━━━━━ Input records ━━━━━
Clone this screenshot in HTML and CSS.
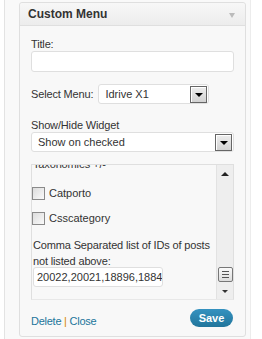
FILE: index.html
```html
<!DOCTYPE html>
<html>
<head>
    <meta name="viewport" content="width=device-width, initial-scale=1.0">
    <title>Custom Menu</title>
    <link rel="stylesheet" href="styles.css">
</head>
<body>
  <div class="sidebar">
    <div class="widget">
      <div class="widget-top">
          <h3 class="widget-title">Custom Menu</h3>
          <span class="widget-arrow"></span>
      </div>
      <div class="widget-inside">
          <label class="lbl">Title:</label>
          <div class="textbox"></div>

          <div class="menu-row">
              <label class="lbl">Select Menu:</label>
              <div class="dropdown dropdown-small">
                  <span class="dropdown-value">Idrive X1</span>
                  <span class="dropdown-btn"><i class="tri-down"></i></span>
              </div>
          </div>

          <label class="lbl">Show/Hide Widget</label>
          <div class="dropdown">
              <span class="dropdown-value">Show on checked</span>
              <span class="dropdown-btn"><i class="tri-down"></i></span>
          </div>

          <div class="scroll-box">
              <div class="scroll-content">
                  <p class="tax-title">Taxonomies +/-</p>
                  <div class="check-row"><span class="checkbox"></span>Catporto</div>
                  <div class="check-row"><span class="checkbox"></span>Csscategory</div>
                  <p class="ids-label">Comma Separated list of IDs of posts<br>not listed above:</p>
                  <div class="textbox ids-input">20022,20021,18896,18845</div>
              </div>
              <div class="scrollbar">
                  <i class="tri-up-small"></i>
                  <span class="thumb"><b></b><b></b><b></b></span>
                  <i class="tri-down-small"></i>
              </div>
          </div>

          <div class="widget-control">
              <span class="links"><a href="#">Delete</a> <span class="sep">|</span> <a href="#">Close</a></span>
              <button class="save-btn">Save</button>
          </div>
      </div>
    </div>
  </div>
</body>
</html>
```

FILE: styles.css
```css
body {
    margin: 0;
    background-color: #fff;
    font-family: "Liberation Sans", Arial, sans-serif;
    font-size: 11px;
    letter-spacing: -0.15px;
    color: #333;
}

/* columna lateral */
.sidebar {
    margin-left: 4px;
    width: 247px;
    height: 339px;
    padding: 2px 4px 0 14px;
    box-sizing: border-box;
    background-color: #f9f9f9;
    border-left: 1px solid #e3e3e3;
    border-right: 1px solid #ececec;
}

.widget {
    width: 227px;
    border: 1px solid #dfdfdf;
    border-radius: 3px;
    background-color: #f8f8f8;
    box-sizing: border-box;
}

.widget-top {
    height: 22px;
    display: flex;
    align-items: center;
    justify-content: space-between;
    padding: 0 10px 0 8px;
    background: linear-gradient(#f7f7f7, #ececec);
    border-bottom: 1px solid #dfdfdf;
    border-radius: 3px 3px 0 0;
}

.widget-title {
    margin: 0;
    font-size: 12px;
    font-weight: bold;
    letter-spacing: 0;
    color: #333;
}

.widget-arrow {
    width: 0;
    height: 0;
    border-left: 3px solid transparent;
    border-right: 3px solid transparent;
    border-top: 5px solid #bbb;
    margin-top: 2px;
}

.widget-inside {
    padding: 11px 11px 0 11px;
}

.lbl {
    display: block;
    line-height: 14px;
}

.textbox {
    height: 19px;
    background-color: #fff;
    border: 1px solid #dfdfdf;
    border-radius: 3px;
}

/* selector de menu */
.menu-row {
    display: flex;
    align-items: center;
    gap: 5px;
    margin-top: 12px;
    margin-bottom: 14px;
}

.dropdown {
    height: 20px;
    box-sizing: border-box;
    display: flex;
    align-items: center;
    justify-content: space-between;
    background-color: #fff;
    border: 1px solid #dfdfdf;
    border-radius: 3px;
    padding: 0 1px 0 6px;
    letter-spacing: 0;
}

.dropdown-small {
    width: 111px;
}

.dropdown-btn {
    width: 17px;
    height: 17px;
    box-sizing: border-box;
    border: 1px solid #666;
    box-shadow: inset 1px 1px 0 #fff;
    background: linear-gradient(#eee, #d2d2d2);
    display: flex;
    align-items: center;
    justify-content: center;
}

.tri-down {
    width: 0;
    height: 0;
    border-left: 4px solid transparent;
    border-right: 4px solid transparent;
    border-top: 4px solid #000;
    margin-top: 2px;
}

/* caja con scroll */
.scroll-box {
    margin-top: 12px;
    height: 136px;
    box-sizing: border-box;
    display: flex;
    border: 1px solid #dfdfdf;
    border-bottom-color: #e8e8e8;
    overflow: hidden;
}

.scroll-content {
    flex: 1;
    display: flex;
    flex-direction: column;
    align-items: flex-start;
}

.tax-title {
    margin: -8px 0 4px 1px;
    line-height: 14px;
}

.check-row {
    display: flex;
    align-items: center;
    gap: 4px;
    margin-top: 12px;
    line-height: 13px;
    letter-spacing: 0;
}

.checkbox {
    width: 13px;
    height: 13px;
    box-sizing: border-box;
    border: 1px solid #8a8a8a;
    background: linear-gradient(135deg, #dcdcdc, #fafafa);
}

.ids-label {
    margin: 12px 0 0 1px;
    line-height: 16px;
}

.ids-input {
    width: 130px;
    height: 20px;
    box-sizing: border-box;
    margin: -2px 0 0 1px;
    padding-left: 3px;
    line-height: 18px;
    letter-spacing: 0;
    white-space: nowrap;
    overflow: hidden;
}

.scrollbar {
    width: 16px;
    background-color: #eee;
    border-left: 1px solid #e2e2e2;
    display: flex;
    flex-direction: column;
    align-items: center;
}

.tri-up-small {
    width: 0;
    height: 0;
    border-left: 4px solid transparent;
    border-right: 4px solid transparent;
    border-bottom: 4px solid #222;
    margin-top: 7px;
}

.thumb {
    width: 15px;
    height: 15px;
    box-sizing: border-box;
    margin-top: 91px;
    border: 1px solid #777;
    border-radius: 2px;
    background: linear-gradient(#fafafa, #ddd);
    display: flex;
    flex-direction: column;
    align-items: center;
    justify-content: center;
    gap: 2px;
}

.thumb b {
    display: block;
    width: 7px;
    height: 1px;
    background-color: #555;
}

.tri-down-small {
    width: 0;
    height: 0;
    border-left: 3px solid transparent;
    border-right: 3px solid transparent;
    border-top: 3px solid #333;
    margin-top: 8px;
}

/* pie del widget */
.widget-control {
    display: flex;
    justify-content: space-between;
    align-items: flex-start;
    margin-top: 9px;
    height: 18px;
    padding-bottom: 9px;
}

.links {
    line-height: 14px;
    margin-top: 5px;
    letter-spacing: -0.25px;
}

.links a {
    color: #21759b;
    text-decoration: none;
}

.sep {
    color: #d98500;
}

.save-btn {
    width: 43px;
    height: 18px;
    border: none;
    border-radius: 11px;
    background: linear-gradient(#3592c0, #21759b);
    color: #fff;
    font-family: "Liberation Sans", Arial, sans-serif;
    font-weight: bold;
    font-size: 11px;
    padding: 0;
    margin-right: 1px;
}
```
━━━━━
━━━━━ Input records ━━━━━
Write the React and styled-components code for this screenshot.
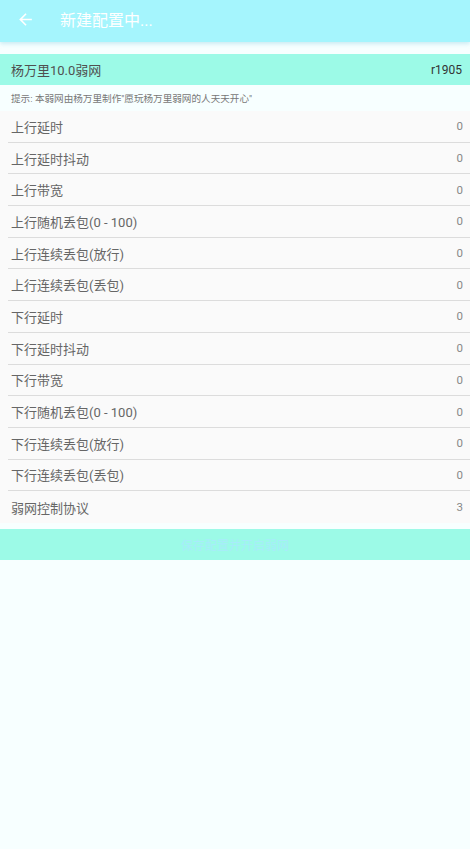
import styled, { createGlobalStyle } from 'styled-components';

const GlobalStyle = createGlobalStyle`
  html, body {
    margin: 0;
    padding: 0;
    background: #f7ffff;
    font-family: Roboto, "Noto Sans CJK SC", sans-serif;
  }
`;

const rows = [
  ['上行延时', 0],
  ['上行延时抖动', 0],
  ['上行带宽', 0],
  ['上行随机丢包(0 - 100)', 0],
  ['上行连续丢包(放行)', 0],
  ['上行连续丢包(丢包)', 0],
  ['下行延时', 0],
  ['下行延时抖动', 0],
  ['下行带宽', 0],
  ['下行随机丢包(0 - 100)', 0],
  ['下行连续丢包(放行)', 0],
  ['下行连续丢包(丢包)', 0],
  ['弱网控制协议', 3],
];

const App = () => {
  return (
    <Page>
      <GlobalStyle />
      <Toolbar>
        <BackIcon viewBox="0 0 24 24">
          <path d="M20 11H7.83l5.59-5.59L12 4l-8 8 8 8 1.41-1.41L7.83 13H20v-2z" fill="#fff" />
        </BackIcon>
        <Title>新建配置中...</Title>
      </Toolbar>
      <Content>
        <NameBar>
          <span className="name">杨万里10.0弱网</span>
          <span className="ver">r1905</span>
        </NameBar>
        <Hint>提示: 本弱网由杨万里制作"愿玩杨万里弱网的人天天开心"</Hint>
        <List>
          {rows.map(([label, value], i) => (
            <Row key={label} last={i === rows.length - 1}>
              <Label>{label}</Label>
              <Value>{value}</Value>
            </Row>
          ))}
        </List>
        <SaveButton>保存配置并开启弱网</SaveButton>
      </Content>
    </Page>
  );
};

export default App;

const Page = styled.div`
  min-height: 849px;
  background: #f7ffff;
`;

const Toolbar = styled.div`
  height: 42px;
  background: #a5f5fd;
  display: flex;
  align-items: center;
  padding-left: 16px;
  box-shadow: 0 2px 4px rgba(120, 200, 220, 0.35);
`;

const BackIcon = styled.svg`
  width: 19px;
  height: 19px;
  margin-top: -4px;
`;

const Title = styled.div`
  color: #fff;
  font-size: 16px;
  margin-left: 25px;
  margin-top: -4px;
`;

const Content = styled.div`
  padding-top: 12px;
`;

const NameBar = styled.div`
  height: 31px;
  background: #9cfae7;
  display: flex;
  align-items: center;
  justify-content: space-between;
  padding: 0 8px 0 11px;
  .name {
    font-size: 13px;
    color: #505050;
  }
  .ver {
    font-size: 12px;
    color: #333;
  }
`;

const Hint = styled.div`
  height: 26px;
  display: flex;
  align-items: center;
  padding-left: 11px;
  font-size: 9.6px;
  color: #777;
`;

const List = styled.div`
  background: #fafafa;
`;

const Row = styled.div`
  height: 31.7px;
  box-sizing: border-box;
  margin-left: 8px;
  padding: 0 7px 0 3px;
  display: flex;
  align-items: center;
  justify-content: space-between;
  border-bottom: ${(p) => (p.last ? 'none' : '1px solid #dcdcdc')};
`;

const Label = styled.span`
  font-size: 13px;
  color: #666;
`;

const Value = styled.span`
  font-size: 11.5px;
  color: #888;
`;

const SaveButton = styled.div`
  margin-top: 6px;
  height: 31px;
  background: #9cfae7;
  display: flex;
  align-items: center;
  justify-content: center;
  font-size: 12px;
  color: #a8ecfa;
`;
━━━━━
━━━━━ Input records ━━━━━
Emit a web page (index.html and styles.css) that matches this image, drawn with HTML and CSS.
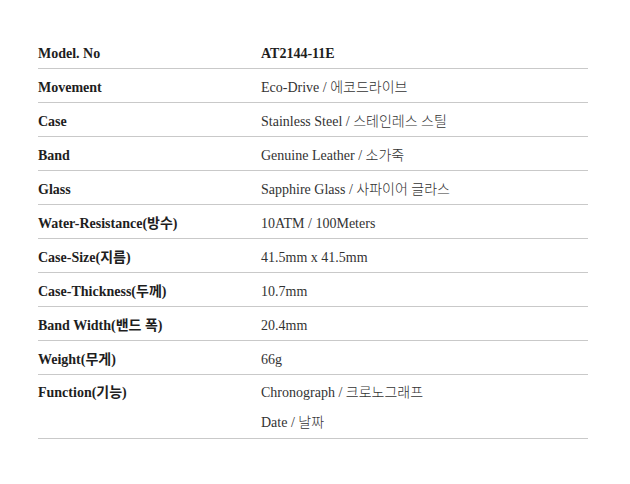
━━━━━
Which lines in the listing above hold the word "styles"? Show each of them.

- _Result of the exercise_
    <link rel="stylesheet" href="styles.css">
FILE: styles.css
Emit a web page (index.html and styles.css) that matches this image, drawn with HTML and CSS.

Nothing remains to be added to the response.